Copy exactly, and only, the lines starting at the line with "Write the React, TypeScript" and ending at the line with "MdInfo, MdWarning, MdLink". Leave every picture out of the copy.

• _Source records_
= = = = = = =

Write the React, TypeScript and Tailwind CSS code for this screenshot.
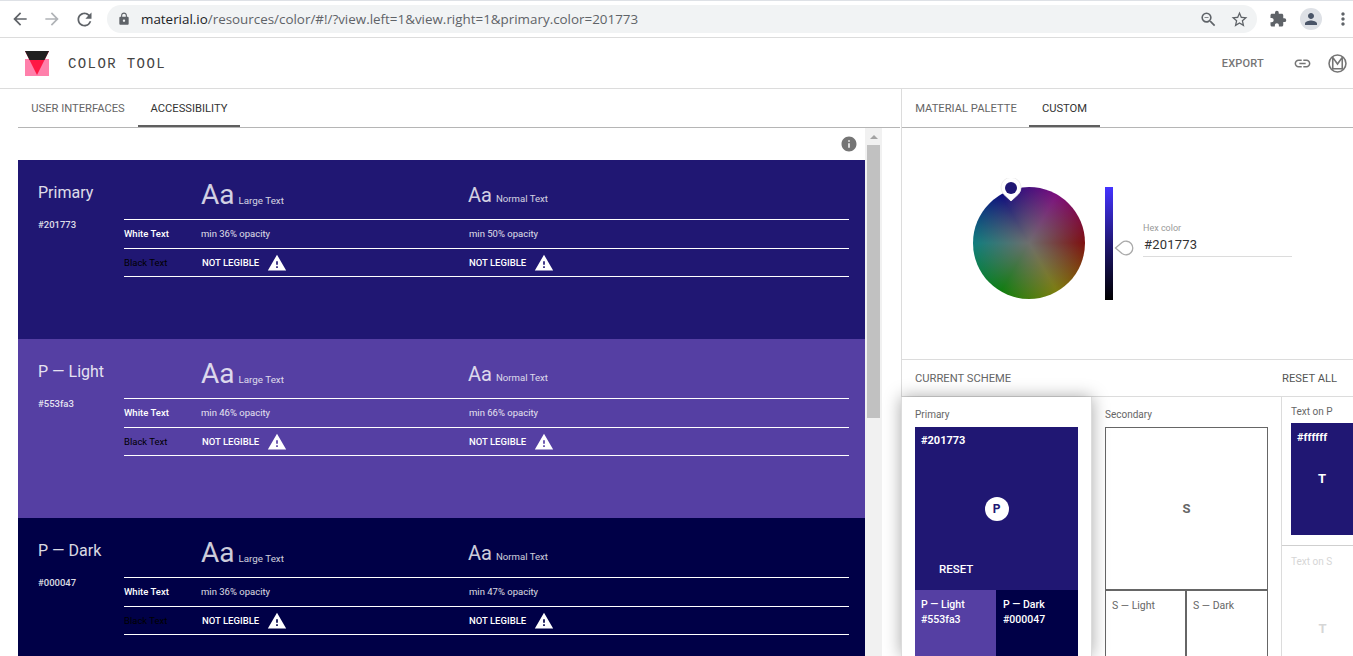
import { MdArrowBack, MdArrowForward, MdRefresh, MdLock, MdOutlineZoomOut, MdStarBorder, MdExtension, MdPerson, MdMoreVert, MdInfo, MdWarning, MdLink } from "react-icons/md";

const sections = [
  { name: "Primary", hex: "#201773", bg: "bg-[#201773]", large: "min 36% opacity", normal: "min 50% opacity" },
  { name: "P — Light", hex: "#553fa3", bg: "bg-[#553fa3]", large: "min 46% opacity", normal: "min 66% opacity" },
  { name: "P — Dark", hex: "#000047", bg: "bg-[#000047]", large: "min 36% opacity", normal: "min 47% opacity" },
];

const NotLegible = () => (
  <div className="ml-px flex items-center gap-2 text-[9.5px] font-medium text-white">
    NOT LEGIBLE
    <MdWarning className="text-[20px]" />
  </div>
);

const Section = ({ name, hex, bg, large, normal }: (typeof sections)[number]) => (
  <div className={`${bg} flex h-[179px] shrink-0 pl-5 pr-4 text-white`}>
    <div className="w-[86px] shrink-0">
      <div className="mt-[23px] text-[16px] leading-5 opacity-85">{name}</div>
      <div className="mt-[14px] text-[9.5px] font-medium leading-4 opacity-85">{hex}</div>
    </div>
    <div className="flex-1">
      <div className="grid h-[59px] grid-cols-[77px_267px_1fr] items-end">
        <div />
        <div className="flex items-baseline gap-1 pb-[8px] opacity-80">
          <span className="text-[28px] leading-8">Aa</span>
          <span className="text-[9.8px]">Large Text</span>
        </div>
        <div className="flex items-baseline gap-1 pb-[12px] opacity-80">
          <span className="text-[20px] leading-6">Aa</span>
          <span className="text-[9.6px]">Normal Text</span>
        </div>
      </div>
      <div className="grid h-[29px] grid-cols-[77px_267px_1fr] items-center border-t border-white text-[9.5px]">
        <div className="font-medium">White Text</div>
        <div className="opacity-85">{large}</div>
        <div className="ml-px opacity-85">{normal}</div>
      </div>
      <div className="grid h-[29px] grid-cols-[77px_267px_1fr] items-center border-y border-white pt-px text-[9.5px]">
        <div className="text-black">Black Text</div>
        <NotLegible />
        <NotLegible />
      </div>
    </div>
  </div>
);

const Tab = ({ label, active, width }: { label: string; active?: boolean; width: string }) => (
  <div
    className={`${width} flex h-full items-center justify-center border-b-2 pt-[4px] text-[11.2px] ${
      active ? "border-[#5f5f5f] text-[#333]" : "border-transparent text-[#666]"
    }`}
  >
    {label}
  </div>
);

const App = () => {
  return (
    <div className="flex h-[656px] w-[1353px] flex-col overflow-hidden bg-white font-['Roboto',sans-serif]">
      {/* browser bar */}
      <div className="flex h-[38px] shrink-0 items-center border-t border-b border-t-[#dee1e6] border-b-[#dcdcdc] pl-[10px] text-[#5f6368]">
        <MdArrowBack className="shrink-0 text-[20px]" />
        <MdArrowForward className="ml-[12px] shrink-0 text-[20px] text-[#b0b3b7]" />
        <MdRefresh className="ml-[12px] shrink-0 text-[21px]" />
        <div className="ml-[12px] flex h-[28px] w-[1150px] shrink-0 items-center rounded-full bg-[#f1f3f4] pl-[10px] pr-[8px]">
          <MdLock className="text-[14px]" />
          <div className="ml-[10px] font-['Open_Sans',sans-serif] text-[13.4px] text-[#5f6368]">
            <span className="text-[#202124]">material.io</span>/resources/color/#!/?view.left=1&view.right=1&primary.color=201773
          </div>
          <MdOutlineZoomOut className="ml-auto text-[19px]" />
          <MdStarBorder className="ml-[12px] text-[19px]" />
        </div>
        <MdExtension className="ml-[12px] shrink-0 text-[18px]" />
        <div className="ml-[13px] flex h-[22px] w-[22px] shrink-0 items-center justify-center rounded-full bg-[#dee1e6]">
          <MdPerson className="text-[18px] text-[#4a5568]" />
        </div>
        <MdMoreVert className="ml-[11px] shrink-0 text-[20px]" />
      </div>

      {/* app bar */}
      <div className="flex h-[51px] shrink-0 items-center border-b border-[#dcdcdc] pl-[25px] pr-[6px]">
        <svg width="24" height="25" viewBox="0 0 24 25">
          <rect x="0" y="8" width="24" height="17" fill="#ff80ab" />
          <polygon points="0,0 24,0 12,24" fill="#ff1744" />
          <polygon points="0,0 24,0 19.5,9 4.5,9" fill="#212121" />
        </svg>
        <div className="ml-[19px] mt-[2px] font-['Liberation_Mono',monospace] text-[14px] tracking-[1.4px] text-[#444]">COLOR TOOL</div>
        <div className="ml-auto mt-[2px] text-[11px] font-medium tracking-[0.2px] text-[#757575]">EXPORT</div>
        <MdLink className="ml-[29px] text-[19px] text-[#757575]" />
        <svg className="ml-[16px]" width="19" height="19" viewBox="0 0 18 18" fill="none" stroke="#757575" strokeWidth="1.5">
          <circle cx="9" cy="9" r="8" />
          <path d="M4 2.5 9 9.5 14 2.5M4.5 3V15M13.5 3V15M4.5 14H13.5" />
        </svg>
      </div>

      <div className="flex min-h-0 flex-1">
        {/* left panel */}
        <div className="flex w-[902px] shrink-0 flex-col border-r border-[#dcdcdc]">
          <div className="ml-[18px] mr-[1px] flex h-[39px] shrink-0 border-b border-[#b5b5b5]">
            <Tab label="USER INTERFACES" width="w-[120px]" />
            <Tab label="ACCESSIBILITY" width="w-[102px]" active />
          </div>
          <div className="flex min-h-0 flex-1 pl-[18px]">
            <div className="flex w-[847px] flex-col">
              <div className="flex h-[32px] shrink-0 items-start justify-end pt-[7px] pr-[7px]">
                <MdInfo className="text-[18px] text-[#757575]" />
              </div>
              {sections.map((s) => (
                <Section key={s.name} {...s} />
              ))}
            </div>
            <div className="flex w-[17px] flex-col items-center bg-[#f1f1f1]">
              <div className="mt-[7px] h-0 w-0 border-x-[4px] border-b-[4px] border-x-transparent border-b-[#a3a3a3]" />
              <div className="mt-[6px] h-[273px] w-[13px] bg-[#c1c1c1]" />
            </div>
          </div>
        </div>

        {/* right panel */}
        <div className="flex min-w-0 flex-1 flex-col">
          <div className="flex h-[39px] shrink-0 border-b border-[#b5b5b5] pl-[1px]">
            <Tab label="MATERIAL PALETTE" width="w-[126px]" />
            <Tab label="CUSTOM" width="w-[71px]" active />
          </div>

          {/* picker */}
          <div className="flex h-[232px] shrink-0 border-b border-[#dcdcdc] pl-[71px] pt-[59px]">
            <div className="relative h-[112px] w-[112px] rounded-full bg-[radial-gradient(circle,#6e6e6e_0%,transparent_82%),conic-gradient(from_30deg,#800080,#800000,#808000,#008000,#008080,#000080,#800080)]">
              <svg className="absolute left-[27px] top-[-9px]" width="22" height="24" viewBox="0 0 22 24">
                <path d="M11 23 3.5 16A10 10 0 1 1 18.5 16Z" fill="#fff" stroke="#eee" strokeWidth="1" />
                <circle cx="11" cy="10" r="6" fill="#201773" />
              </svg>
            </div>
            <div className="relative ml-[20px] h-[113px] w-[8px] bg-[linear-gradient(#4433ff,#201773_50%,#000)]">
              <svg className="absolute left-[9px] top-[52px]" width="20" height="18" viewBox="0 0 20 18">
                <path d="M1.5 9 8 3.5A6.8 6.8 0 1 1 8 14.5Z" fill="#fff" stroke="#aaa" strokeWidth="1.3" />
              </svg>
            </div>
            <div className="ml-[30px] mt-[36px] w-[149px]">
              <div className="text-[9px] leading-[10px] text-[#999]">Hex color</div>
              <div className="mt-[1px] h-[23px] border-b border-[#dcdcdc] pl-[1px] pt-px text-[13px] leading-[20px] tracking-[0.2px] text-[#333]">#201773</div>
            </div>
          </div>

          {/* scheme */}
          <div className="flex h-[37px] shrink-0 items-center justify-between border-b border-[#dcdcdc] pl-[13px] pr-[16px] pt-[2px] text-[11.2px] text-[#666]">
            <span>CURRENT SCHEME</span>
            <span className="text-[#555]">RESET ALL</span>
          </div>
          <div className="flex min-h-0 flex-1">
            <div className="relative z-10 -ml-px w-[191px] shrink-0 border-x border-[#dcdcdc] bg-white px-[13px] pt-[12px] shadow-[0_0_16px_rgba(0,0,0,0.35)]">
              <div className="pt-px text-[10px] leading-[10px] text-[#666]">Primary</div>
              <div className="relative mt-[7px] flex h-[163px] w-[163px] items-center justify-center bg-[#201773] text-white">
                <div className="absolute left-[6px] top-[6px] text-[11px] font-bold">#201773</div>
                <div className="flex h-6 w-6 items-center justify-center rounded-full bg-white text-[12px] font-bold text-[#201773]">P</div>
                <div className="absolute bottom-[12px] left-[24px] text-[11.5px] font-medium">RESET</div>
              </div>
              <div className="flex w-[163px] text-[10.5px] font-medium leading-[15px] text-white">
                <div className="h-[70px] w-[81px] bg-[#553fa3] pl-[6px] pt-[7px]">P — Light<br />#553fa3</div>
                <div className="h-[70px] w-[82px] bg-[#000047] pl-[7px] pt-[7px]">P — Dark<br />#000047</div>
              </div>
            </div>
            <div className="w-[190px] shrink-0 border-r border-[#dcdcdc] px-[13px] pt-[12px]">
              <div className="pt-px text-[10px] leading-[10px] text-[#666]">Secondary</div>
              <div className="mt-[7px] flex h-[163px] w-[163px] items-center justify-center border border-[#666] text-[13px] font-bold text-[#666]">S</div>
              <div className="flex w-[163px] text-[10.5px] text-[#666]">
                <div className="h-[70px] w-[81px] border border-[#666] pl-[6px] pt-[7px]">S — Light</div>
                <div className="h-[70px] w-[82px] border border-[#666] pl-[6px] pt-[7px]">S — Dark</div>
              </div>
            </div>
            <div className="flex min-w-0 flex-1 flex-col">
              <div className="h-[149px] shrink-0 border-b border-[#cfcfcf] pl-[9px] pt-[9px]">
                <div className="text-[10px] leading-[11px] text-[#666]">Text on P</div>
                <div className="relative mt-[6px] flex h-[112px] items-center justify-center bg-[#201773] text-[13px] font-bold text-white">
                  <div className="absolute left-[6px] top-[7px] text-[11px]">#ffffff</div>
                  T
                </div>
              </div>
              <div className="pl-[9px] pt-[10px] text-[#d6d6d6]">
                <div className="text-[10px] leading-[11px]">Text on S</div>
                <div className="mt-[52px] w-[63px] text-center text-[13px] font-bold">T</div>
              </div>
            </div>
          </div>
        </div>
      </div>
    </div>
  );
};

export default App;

= = = = = = =

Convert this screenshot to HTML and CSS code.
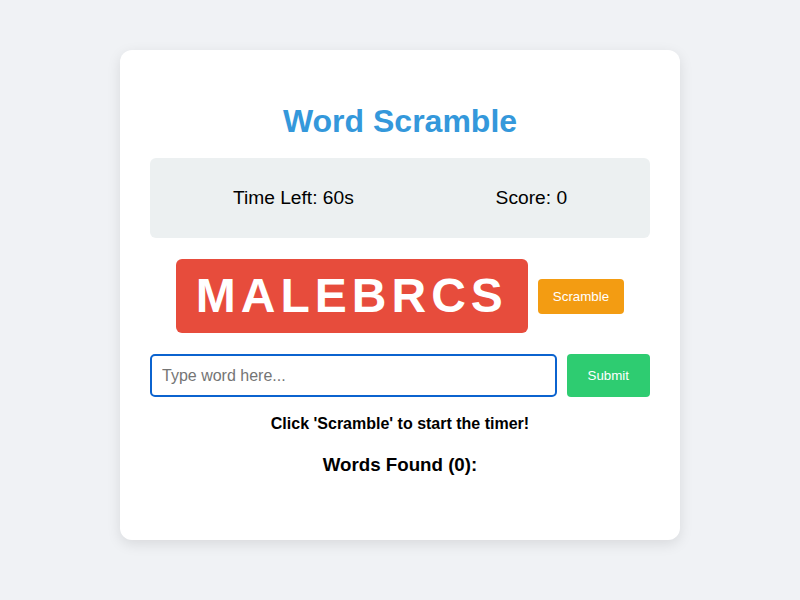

= = = = = = =

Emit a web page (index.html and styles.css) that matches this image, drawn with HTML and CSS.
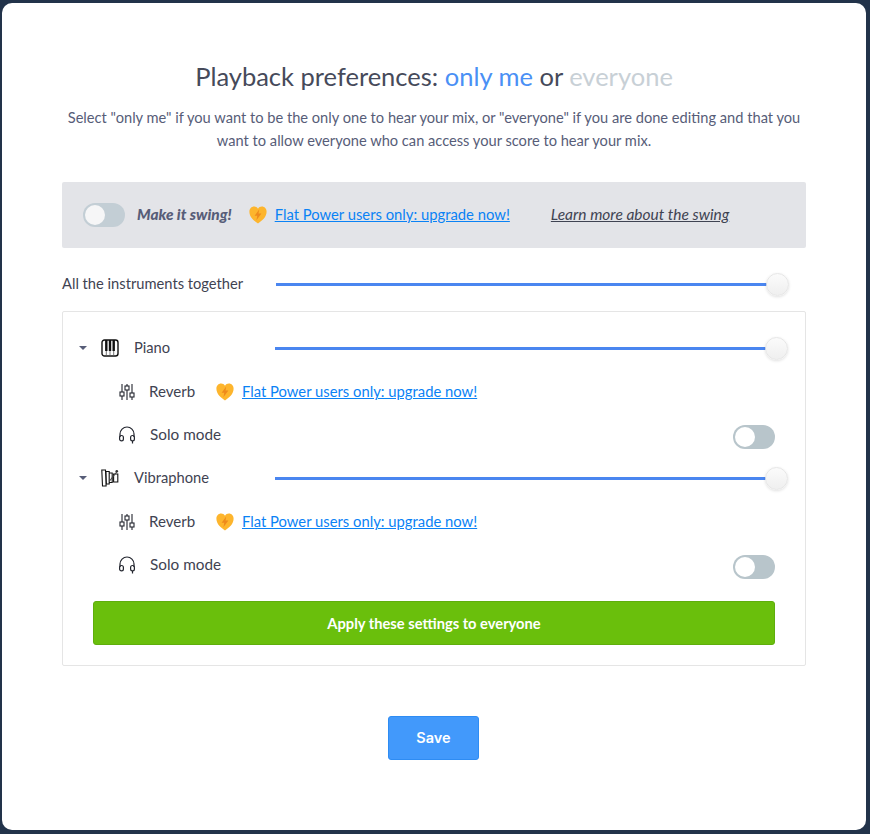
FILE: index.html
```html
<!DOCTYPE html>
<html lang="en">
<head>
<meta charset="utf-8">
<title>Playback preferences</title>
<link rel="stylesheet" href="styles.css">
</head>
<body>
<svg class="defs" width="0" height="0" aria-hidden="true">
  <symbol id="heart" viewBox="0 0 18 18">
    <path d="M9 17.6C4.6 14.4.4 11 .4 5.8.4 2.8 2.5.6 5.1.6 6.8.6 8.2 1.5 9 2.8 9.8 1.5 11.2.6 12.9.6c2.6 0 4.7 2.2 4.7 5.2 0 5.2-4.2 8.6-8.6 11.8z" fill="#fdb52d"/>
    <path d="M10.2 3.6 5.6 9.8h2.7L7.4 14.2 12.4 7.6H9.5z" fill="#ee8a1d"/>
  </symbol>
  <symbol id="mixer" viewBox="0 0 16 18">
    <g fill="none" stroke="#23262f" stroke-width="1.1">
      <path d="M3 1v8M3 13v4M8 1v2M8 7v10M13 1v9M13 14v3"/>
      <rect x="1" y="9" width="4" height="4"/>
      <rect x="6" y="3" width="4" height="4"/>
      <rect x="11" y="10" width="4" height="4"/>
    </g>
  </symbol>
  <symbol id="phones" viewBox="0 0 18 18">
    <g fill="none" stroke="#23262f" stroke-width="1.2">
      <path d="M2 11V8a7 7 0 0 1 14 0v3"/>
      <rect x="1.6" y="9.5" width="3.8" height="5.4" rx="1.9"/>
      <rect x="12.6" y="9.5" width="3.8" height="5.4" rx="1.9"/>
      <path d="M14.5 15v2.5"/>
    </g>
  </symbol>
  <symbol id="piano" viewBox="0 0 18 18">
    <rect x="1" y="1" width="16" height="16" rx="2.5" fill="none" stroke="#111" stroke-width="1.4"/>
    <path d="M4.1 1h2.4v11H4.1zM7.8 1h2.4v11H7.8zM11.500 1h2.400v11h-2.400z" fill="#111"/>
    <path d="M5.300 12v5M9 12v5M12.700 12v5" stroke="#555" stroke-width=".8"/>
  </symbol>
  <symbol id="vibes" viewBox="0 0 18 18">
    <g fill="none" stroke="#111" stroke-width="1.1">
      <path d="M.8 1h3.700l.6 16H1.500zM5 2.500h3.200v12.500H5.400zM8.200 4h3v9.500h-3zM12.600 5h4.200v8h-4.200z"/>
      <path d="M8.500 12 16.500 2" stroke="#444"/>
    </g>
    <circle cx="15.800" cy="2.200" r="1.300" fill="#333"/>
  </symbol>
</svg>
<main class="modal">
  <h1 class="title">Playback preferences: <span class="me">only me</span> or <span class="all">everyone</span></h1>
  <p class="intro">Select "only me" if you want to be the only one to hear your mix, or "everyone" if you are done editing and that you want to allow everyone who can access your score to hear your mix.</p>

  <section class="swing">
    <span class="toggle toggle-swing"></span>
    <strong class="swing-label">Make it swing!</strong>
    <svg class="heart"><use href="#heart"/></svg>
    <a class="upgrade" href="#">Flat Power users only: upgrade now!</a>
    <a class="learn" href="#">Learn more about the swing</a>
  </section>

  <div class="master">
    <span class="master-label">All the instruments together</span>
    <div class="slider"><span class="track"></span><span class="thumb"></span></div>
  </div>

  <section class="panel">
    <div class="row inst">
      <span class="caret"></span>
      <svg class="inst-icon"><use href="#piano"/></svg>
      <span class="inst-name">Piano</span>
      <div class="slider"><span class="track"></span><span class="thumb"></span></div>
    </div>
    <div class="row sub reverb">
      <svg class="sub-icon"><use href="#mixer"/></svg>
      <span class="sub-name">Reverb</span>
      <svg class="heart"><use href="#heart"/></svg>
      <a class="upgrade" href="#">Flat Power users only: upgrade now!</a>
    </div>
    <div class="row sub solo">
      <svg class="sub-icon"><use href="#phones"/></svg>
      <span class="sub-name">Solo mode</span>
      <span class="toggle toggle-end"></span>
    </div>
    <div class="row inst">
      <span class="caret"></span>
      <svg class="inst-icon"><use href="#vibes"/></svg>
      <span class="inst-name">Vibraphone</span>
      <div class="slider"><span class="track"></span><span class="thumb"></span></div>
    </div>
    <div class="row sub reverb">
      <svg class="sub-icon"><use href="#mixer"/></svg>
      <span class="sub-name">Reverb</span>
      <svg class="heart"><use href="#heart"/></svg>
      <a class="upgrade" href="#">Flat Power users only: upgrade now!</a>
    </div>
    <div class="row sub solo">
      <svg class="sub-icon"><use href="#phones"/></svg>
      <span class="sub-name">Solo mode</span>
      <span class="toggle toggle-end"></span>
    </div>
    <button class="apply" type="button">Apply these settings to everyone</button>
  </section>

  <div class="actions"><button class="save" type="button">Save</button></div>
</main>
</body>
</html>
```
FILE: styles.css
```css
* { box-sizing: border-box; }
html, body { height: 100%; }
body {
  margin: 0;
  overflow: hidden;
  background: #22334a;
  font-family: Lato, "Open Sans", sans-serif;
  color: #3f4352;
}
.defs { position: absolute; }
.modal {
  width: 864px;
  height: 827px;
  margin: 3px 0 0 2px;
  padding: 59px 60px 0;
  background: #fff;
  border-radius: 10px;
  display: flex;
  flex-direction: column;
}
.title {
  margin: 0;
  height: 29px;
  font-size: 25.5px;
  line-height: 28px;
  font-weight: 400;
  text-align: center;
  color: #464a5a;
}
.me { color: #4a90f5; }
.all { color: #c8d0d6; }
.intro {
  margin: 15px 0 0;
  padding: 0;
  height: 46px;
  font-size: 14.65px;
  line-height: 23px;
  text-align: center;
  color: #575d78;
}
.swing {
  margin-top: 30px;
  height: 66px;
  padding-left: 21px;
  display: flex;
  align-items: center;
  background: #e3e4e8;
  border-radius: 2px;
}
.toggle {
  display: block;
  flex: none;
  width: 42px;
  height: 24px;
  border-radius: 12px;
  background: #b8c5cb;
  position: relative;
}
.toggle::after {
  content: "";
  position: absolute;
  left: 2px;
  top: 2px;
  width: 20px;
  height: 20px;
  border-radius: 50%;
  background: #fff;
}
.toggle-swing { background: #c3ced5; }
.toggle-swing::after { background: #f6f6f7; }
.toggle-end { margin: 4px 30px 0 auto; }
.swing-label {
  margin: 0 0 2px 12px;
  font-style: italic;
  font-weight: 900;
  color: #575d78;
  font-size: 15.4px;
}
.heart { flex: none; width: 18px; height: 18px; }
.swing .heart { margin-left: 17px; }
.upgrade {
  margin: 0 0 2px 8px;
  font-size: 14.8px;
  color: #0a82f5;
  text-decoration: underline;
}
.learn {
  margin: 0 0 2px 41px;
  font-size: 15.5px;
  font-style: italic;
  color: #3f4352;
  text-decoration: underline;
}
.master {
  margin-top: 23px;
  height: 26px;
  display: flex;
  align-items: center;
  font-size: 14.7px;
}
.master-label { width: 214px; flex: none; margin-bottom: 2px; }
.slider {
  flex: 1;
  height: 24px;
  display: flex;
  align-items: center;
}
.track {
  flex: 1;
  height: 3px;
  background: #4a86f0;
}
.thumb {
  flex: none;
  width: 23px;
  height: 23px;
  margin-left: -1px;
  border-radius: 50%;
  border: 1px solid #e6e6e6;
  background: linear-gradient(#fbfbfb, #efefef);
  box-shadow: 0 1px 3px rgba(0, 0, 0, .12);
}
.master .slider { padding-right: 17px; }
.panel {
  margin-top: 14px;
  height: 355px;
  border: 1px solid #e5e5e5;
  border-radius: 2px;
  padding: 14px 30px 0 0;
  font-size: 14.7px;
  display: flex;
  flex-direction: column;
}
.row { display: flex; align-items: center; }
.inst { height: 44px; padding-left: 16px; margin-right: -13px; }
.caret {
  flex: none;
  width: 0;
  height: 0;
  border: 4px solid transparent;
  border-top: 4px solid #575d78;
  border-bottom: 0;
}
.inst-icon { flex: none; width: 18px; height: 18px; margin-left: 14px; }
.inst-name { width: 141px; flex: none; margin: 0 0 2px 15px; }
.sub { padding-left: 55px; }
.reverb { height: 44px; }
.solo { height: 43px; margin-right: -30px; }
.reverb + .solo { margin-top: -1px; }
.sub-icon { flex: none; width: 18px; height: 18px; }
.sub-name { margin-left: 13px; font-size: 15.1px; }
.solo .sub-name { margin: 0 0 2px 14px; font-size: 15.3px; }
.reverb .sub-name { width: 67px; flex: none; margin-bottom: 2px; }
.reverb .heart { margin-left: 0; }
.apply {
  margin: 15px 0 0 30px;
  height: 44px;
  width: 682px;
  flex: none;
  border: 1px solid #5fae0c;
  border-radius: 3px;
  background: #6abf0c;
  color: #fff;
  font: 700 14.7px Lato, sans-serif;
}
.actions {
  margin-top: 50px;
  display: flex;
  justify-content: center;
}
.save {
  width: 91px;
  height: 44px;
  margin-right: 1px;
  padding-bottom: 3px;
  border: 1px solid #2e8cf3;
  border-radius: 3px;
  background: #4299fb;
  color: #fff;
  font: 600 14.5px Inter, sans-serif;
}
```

= = = = = = =

• _Result of this exercise_
Write the React, TypeScript and Tailwind CSS code for this screenshot.
import { MdArrowBack, MdArrowForward, MdRefresh, MdLock, MdOutlineZoomOut, MdStarBorder, MdExtension, MdPerson, MdMoreVert, MdInfo, MdWarning, MdLink } from "react-icons/md";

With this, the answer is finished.